4. The "Refinement" (iNVS)

Sometimes, the robot isn't 100% sure of its exact location. If it guesses its location wrong by even a tiny bit, the "Fake Photo" will be slightly shifted, and the "Difference" will look like a messy blur (which is hard to compress).

  • The Solution: The paper introduces a smart algorithm called iNVS. It's like a super-fast auto-correct.
  • The Analogy: Imagine you are trying to align two transparent sheets of paper. If they are slightly off, the image looks blurry. The iNVS algorithm nudges the "Fake Photo" sheet back and forth until it lines up perfectly with the Real Photo.
  • Once they are perfectly aligned, the "Difference" is just the actual new objects (the fish), making the file size incredibly small.

Why is this a Big Deal?

The researchers tested this in a giant water tank and on real underwater datasets (like a coral reef and a sunken torpedo boat).
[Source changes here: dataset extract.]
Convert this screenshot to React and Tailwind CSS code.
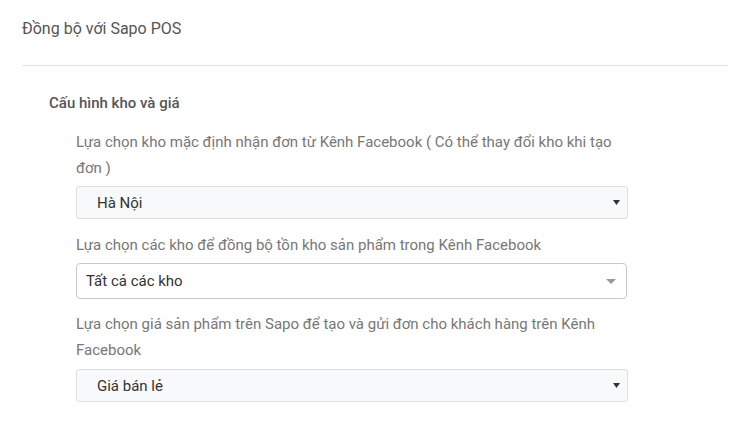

  • The Result: Their method sent data 2 to 4 times smaller than the best standard methods (like WebP or JPEG).
  • The Benefit: Instead of getting 2 frames per second, the operator could get 10 frames per second. This makes the robot feel much more responsive, allowing for real-time control and inspection.
  • Robustness: Even when new things appeared in the scene (like a new metal structure or a fish), the system handled it well because it only had to send the new stuff, not the whole background.

Summary

Think of it like sending a text message instead of a photo.

  • Old Way: "Here is a photo of the ocean floor." (Huge file, slow to send).
  • New Way: "The ocean floor looks exactly like the map we made yesterday, except there is a crab in the bottom left corner." (Tiny file, instant to send).

By using a shared "memory" of the underwater world, this technique allows robots to send high-quality video back to humans even through the slowest, narrowest underwater connections.